Descobri que viagens de ônibus que levam algumas horas me proporcionam tempo e inspiração para cuspir alguns pensamentos em forma de bits. Vou começar pelo seguinte: nesses últimos dias (que agora que edito novamente esse texto já são outros dias) fiquei pensando sobre uma frase que ouvi: "quando as ideias estão em nossa cabeça, não estão em lugar algum". O pensamento precisa ganhar algum tipo de materialidade para existir, seja em palavras, discursos, formas, imagens. Mas qual é a forma do pensamento? E que tipo de materialidade essas palavras têm? Essas que saem da minha boca e atingem pensamentos outros ou essas que deslizam pelos meus dedos e vão parar em algum não-lugar do ciberespaço? Refletindo sobre as formas que o pensamento assume, resolvi tentar retomar um hábito de me subjetivar através da escrita. Essa que tenta colocar os fluxos de pensamento no papel.

Não sei se o que faço agora é realmente colocar os fluxos no "papel", pois esse texto que vos fala já se revirou tanto pelos meus dedos sendo escrito e reescrito, que é quase uma imagem em movimento do meu pensamento. Para incrementar essa escrita atemporal e em movimento, encontrei o fragmento abaixo, ao revirar os meus arquivos digitais, cujo título é o que coloquei acima, escrito há alguns meses, incompleto e perdido no tempo, e que através do abstrato ato de recortar e colar, agora mora neste:

"Depois de uma tarde revirando pedaços de mim em meio a escritos de minha adolescência, percebi que está mais do que na hora de me libertar dessa prisão de ventre criativa que está me impedindo de colocar meus pensamentos no papel - ou, nesses tempos líquidos, na tela do tablet.
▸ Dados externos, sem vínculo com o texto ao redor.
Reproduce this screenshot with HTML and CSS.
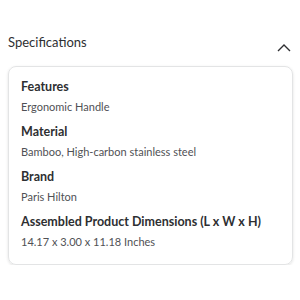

'Escrevo para quem?' perguntava a Alana do passado à Alana do presente, conectadas agora pelos papéis soltos escritos à lápis. Ela esperava que eu lhe respondesse: para mim mesma na posteridade, mas depois de ser inundada nos últimos dias pelos devaneios de Slavoj Zizek sobre as teorias de Jacques Lacan, eu lhe diria que ela não escreveu para mim, mas para o Grande Outro, assim como na ideia de Lacan de que a carta não enviada é a mais verdadeira. Se fosse para mim, eu não precisaria escrever. A partir do momento que minhas ideias são externalizadas no papel, o Grande Outro sabe."

E o fragmento termina aqui. O porquê do título é um mistério até mesmo para mim. Eu queria saber agora como essa Alana do futuro do pretérito iria se deslocar pelas palavras desde o Grande Outro Lacaniano até a teoria dos "buracos brancos". Pelo que ficou evidente, eu só me lembro de estar fascinada pelo livro do Zizek que acabara de ler, e de estar me perguntando sobre o que seria o tal do "Real". Talvez esses questionamentos sobre a constituição da realidade me acompanhem desde que assisti ao filme "Matrix", ainda criança.

Confesso que até hoje estou perdida entre a miscelânea de referências dos irmãos Wachowski, somadas posteriormente a teorias cósmicas sobre universos paralelos, e mais recentemente ao labirinto das diversas teorias psicológicas sobre a constituição do sujeito. Ao fim de tudo, continuo sem ter certeza de muita coisa. Jamais saberei a frase seguinte que completaria o fragmento do texto, afinal, ela nunca existiu. E onde existiu tudo o que já vivi e não foi registrado na materialidade das palavras e das imagens? Do que é feita a memória?

Essas perguntas me remetem a uma cena do filme "Waking Life", que retrata um diálogo entre duas mulheres que, ao reverem suas fotografias antigas, questionam-se sobre qual é o elemento que faz com que haja uma continuidade existencial entre o bebê que já fomos, registrado nas fotografias, e o adulto que somos hoje, tomando o fato de que as moléculas que formam a materialidade de nossos corpos já foram renovadas tantas e tantas vezes, fazendo com que nos tornássemos materialmente outras pessoas, outros corpos. Mas o que é que ainda nos conecta consigo mesmos? Julian Baggini me responde - ou em confunde - com suas reflexões filosóficas em "The pig who wants to be eaten", sobre a possível perda da identidade de um barco que teve todas as suas peças substituídas, e sobre a possibilidade de não-fragmentação do eu diante de uma máquina de teletransporte que desorganiza e organiza novamente todas as moléculas de nossos corpos.

Algo ainda nos conecta. Mas até quando, se as ideias armazenadas nessa massa cinzenta e mole não estão em lugar algum, e a memória não registrada nada mais é do que um amontoado de frágeis ideias? Me lembro novamente da finitude. Talvez seja melhor parar quando se fica muito abstrato. Sei que preciso continuar, mas prefiro não.